1916 Mead Ranger
Imagine that you were born a bicycle.
Born a Mead Ranger bicycle in 1916. Born in Chicago, but ready to ride anywhere! You grew up rolling down cobbled streets and dirt roads, taking little trips and having a good time. Road racing through the roaring ’20′s. All of the miles you covered in the 1930′s! Everybody was suffering from “depression” except you. You were out going places on new roads and were meeting new bikes from all over. World War Two was a busy time, with gas rationing going on you did your duty and kept everyone moving. Hung up in the back of your owner’s garage in the 1950′s, you thought that your days of adventure were over. You would spend the next few decades hanging from the rafters, trading stories with an old wooden canoe.
In the ’80′s your family decided to sell your garage (along with their house) and you were given to a guy named Jeff who seemed to like your kind. At Jeff’s Classic Cycle shop you met a bunch of old timers like yourself, and you talked about the old days… The cobblestones, racing around, snaring dresses and trouser legs with your chain… It was a good retirement.
Then one day you were roughly woken from a nap and brought into the work room at Classic Cycle. You were being tuned! Fresh grease? That hadn’t happened in years! 70 pounds of pressure in your tires? Hey, what’s going on? You are a display bike now, not a rider. Before you knew what happened you were being crammed into a cardboard box and loaded onto a UPS truck. This is no way to be treated!
Unpacked and reassembled in Colorado, this young fella starts riding around on you. Is the air here a bit thin? First ten miles, then thirty. You haven’t rolled this far in decades! Look at those hills! Grand Junction, Colorado? Isn’t Palm Springs a better place to spend your golden years?
Before the week is up you find yourself at the start of what looks like a race, no doubt about it. There are some old timers like yourself, along with some of those young upstarts like those you met back in the Classic Cycle storage room. They all look excited and freshly overhauled, some with new tires even. Someone fires a pistol and that young fella starts you rolling. He doesn’t stop. Ten miles on fresh pavement. Twenty miles down a long descent. At thirty miles there was a bit of gravel, just like in the old days. You keep going, even through a rain storm. Through hail. Your coaster brake hasn’t ached this badly, ever. On a long stretch of gravel after seventy miles you start to loose your dentures (er, axle nuts). That crazy young fella catches them just in time and tightens them back on. He must be slow, doesn’t know about those new bikes with quick releases (and gears and disc brakes)! You think longingly about that spot above the Harbour Pub bar where you sat last summer, with people lifting their drinks to you and admiring your “lines”. The ride doesn’t stop. After ninety miles that crazy fella slowed you down to a more sensible pace, but he didn’t stop. One hundred miles rolled under your tires that day, one for each year of your long life.

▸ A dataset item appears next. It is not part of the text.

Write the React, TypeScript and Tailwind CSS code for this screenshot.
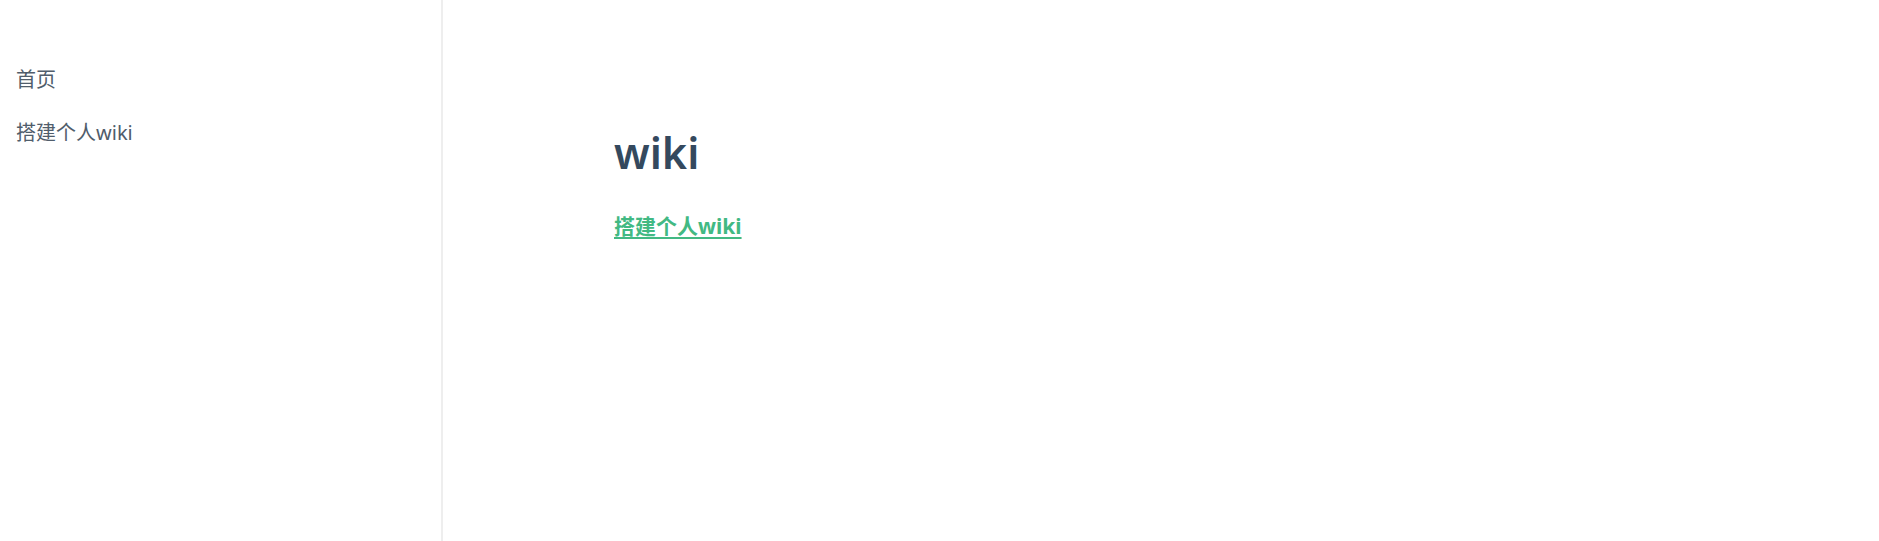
export default function App() {
  const cjk = '"Noto Sans", "Noto Sans CJK SC", sans-serif';
  return (
    <div className="flex h-[541px] w-full bg-white" style={{ fontFamily: cjk }}>
      <aside className="w-[443px] shrink-0 border-r-2 border-[#eeeeee] pt-[65px] pl-[16px]">
        <ul className="flex flex-col gap-[23px] text-[20px] leading-[30px] text-[#505d6b]">
          <li>首页</li>
          <li>搭建个人wiki</li>
        </ul>
      </aside>
      <main className="flex-1 pl-[171px] pt-[123px]">
        <h1 className="text-[43px] font-semibold leading-[60px] text-[#34495e]">wiki</h1>
        <p className="mt-[28px] text-[21px] leading-[30px]">
          <a href="#" className="font-bold text-[#42b983] underline underline-offset-[3px] decoration-2">搭建个人wiki</a>
        </p>
      </main>
    </div>
  );
}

Finally all of the nonsense comes to an end, and the young fella stops pedalling and gets off your aching saddle. One of the other bikes tells you that you just got second place at some old-timers race called L’Eroica!
Well how ’bout that? That’s really something. Ninety-seven years old and you can still give ‘em hell! Heck, you think, wait until I tell all of the new bikes back at Classic Cycle. All smug with their carbon fiber and high technology. Why, let’s see some of those new guys try this in a hundred years..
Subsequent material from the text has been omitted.